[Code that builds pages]
——
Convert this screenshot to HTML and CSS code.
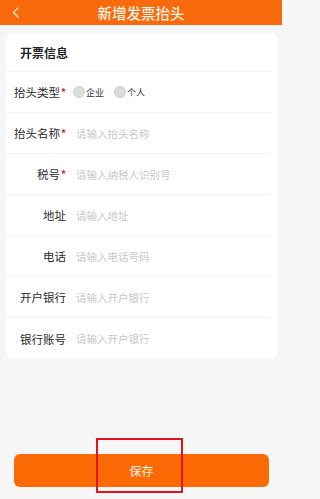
FILE: index.html
```html
<!DOCTYPE html>
<html lang="zh-CN">
<head>
<meta charset="utf-8">
<title>新增发票抬头</title>
<link rel="stylesheet" href="styles.css">
</head>
<body>
<div class="page">
  <header class="topbar">
    <svg class="back" width="10" height="11" viewBox="0 0 10 11"><polyline points="7,1 2.5,5.5 7,10" fill="none" stroke="#ffe6cc" stroke-width="1.4" stroke-linecap="round" stroke-linejoin="round"/></svg>
    <h1 class="title">新增发票抬头</h1>
  </header>

  <section class="card">
    <div class="card-head">开票信息</div>
    <div class="row">
      <div class="label">抬头类型<span class="req">*</span></div>
      <div class="radios">
        <span class="radio"><i class="dot"></i>企业</span>
        <span class="radio"><i class="dot"></i>个人</span>
      </div>
    </div>
    <div class="row">
      <div class="label">抬头名称<span class="req">*</span></div>
      <div class="ph">请输入抬头名称</div>
    </div>
    <div class="row">
      <div class="label">税号<span class="req">*</span></div>
      <div class="ph">请输入纳税人识别号</div>
    </div>
    <div class="row">
      <div class="label">地址</div>
      <div class="ph">请输入地址</div>
    </div>
    <div class="row">
      <div class="label">电话</div>
      <div class="ph">请输入电话号码</div>
    </div>
    <div class="row">
      <div class="label">开户银行</div>
      <div class="ph">请输入开户银行</div>
    </div>
    <div class="row last">
      <div class="label">银行账号</div>
      <div class="ph">请输入开户银行</div>
    </div>
  </section>

  <div class="footer">
    <button class="save">保存</button>
  </div>
  <div class="mark"></div>
</div>
</body>
</html>
```

FILE: styles.css
```css
* { box-sizing: border-box; }
html, body { margin: 0; padding: 0; background: #f6f6f6; }
body {
  font-family: "Noto Sans CJK SC", "Noto Sans", sans-serif;
  color: #333;
}
.page {
  position: relative;
  width: 282px;
  height: 499px;
  display: flex;
  flex-direction: column;
  overflow: hidden;
}
.topbar {
  height: 25px;
  background: #f86a0c;
  display: flex;
  align-items: center;
  justify-content: center;
  position: relative;
}
.back {
  position: absolute;
  left: 11px;
  top: 7px;
}
.title {
  margin: 0;
  font-size: 14.5px;
  font-weight: 500;
  color: #fff3e6;
  line-height: 25px;
}
.card {
  margin: 8px 4px 0 6px;
  background: #fff;
  border-radius: 8px;
  display: flex;
  flex-direction: column;
}
.card-head {
  height: 39px;
  margin-right: 7px;
  padding-left: 14px;
  display: flex;
  align-items: center;
  font-size: 12px;
  font-weight: 700;
  color: #222;
  border-bottom: 1px solid #f3f3f3;
}
.row {
  height: 41px;
  margin-right: 7px;
  display: flex;
  align-items: center;
  border-bottom: 1px solid #f3f3f3;
}
.row.last { border-bottom: none; }
.label {
  width: 60px;
  text-align: right;
  font-size: 11.5px;
  color: #2a2a2a;
  white-space: nowrap;
  flex: none;
}
.req {
  color: #d9262e;
  font-size: 10px;
  font-weight: 700;
  vertical-align: 1px;
  margin-left: 1px;
}
.ph {
  margin-left: 10px;
  font-size: 10.5px;
  color: #c8c8c8;
}
.radios {
  margin-left: 7px;
  display: flex;
  align-items: center;
  gap: 10px;
}
.radio {
  display: flex;
  align-items: center;
  font-size: 9px;
  color: #333;
}
.dot {
  width: 12px;
  height: 12px;
  border-radius: 50%;
  background: #dcdcdc;
  border: 1px solid #d0d0d0;
  margin-right: 1px;
}
.footer {
  margin-top: auto;
  padding: 0 13px 12px 14px;
}
.save {
  display: block;
  width: 100%;
  height: 33px;
  border: none;
  border-radius: 6px;
  background: #fc6a06;
  color: #fff1e0;
  font-family: inherit;
  font-size: 12px;
}
.mark {
  position: absolute;
  left: 96px;
  top: 438px;
  width: 87px;
  height: 55px;
  border: 2px solid #e0141c;
}
```
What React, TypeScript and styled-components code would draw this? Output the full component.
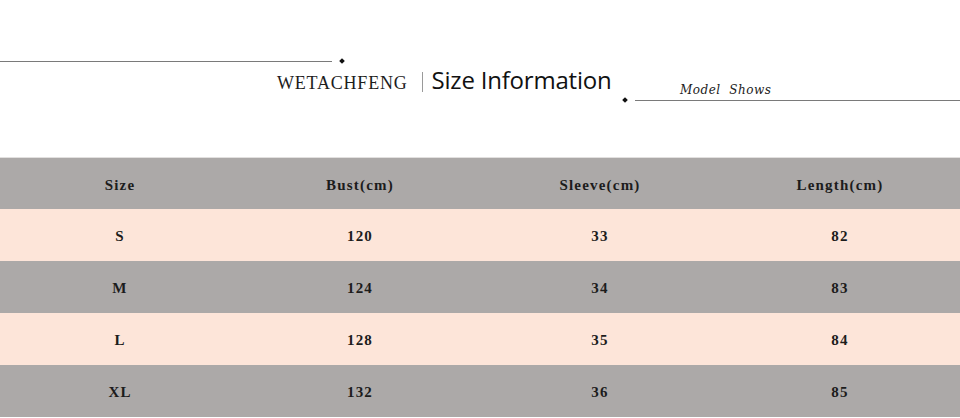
import React from "react";
import styled, { createGlobalStyle } from "styled-components";

const GlobalStyle = createGlobalStyle`
	html, body {
		margin: 0;
		padding: 0;
		background: #ffffff;
	}
	body {
		width: 960px;
		height: 418px;
		overflow: hidden;
	}
`;

const COLUMNS = ["Size", "Bust(cm)", "Sleeve(cm)", "Length(cm)"];

const ROWS: string[][] = [
	["S", "120", "33", "82"],
	["M", "124", "34", "83"],
	["L", "128", "35", "84"],
	["XL", "132", "36", "85"],
];

const Page = styled.div`
	width: 960px;
	height: 418px;
	display: flex;
	flex-direction: column;
	background: #fff;
`;

const Heading = styled.header`
	height: 157px;
	display: flex;
	flex-direction: column;
	box-sizing: border-box;
	padding-top: 59px;
`;

const RuleRow = styled.div<{ $indent?: number; $width?: number; $gap?: number }>`
	display: flex;
	align-items: center;
	gap: 8px;
	padding-left: ${(p) => p.$indent ?? 0}px;
	margin-top: ${(p) => p.$gap ?? 0}px;
	width: ${(p) => (p.$width ? `${p.$width}px` : "auto")};
`;

const Line = styled.div`
	flex: 1;
	height: 1px;
	background: #7a7a7a;
`;

const Diamond = styled.span`
	width: 4px;
	height: 4px;
	background: #111;
	transform: rotate(45deg);
	flex: none;
`;

const TitleRow = styled.div`
	display: flex;
	align-items: center;
	padding-left: 277px;
	margin-top: 4px;
	height: 26px;
`;

const Brand = styled.span`
	font-family: "Liberation Serif", serif;
	font-size: 18px;
	letter-spacing: 0.8px;
	color: #1d1d1d;
	margin-top: 6px;
`;

const Divider = styled.span`
	width: 1px;
	height: 20px;
	background: #9a9a9a;
	margin: 4px 9px 0 14px;
`;

const Title = styled.h1`
	margin: 0;
	font-family: "Open Sans", sans-serif;
	font-weight: 400;
	font-size: 24px;
	color: #111;
	line-height: 26px;
	letter-spacing: -0.2px;
`;

const CaptionLine = styled.div`
	flex: 1;
	position: relative;
	height: 1px;
	background: #7a7a7a;
`;

const Caption = styled.span`
	position: absolute;
	left: 45px;
	bottom: 4px;
	font-family: "DejaVu Serif", serif;
	font-style: italic;
	font-size: 12px;
	letter-spacing: 0.5px;
	color: #222;
	white-space: nowrap;
`;

const Table = styled.div`
	border-top: 1px solid #e2e0df;
	display: flex;
	flex-direction: column;
`;

const Row = styled.div<{ $tone: "gray" | "peach"; $height: number }>`
	display: grid;
	grid-template-columns: repeat(4, 240px);
	height: ${(p) => p.$height}px;
	align-items: center;
	background: ${(p) => (p.$tone === "gray" ? "#aca9a8" : "#fde5d9")};
`;

const Cell = styled.div`
	text-align: center;
	padding-top: 3px;
	font-family: "Liberation Serif", serif;
	font-weight: 700;
	font-size: 15px;
	letter-spacing: 1.2px;
	color: #1c1c1c;
`;

export default function App() {
	return (
		<Page>
			<GlobalStyle />
			<Heading>
				<RuleRow $width={344}>
					<Line />
					<Diamond />
				</RuleRow>
				<TitleRow>
					<Brand>WETACHFENG</Brand>
					<Divider />
					<Title>Size Information</Title>
				</TitleRow>
				<RuleRow $indent={623} $gap={5}>
					<Diamond />
					<CaptionLine>
						<Caption>Model&nbsp;&nbsp;Shows</Caption>
					</CaptionLine>
				</RuleRow>
			</Heading>
			<Table>
				<Row $tone="gray" $height={51}>
					{COLUMNS.map((c) => (
						<Cell key={c}>{c}</Cell>
					))}
				</Row>
				{ROWS.map((r, i) => (
					<Row key={r[0]} $tone={i % 2 === 0 ? "peach" : "gray"} $height={52}>
						{r.map((v, j) => (
							<Cell key={j}>{v}</Cell>
						))}
					</Row>
				))}
			</Table>
		</Page>
	);
}
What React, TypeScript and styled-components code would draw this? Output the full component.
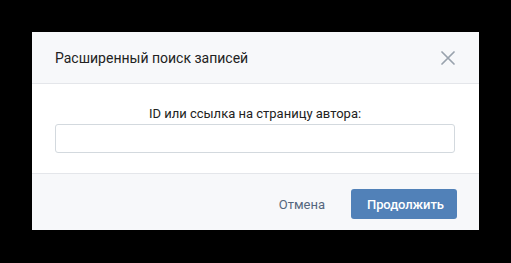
import React from "react";
import styled, { createGlobalStyle } from "styled-components";

const GlobalStyle = createGlobalStyle`
  html, body {
    margin: 0;
    padding: 0;
    background: #000000;
  }
  body {
    font-family: Roboto, "Liberation Sans", Arial, sans-serif;
    -webkit-font-smoothing: antialiased;
  }
`;

const Page = styled.div`
  padding: 32px 0 0 32px;
  width: 479px;
`;

const Dialog = styled.div`
  width: 447px;
  background: #ffffff;
  display: flex;
  flex-direction: column;
`;

const Header = styled.div`
  height: 51px;
  display: flex;
  align-items: center;
  justify-content: space-between;
  padding: 0 24px 0 23px;
  background: #f7f8fa;
  border-bottom: 1px solid #e4e6ea;
`;

const Title = styled.div`
  font-size: 14px;
  color: #222222;
  padding-top: 1px;
`;

const CloseButton = styled.button`
  width: 14px;
  height: 14px;
  padding: 0;
  border: none;
  background: none;
  display: flex;
  cursor: pointer;
`;

const Body = styled.div`
  padding: 22px 24px 20px 23px;
  display: flex;
  flex-direction: column;
  gap: 2px;
  border-bottom: 1px solid #e4e6ea;
`;

const Label = styled.label`
  font-size: 13px;
  line-height: 16px;
  color: #222222;
  text-align: center;
`;

const Field = styled.input`
  height: 29px;
  box-sizing: border-box;
  width: 100%;
  border: 1px solid #d3d9de;
  border-radius: 3px;
  outline: none;
  padding: 0 9px;
  font-family: inherit;
  font-size: 13px;
`;

const Footer = styled.div`
  height: 56px;
  box-sizing: border-box;
  padding: 15px 22px 11px;
  background: #f7f8fa;
  display: flex;
  justify-content: flex-end;
  align-items: flex-start;
  gap: 10px;
`;

const Button = styled.button<{ $primary?: boolean }>`
  height: 30px;
  padding: 0 16px;
  border: none;
  border-radius: 3px;
  font-family: inherit;
  font-size: 13px;
  letter-spacing: ${({ $primary }) => ($primary ? "-0.1px" : "0")};
  font-weight: ${({ $primary }) => ($primary ? 500 : 400)};
  background: ${({ $primary }) => ($primary ? "#5181b8" : "transparent")};
  color: ${({ $primary }) => ($primary ? "#ffffff" : "#55677d")};
  width: ${({ $primary }) => ($primary ? "106px" : "auto")};
  cursor: pointer;
`;

export default function App() {
  return (
    <Page>
      <GlobalStyle />
      <Dialog>
        <Header>
          <Title>Расширенный поиск записей</Title>
          <CloseButton aria-label="Закрыть">
            <svg width="14" height="14" viewBox="0 0 14 14">
              <path
                d="M1 1L13 13M13 1L1 13"
                stroke="#99a2ad"
                strokeWidth="1.7"
                strokeLinecap="round"
              />
            </svg>
          </CloseButton>
        </Header>
        <Body>
          <Label>ID или ссылка на страницу автора:</Label>
          <Field type="text" />
        </Body>
        <Footer>
          <Button>Отмена</Button>
          <Button $primary>Продолжить</Button>
        </Footer>
      </Dialog>
    </Page>
  );
}
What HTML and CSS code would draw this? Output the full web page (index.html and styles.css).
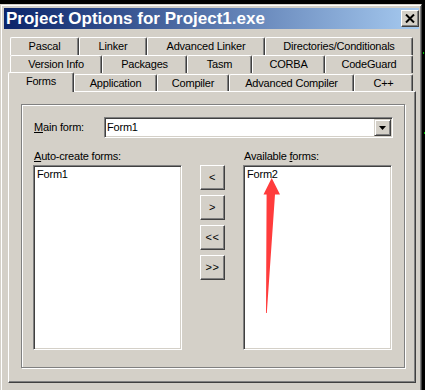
——
[EXERCISE]
The answer is the number of lines in the preceding material that hold "index"; write that number and nothing else.

[WRITTEN RESPONSE]
2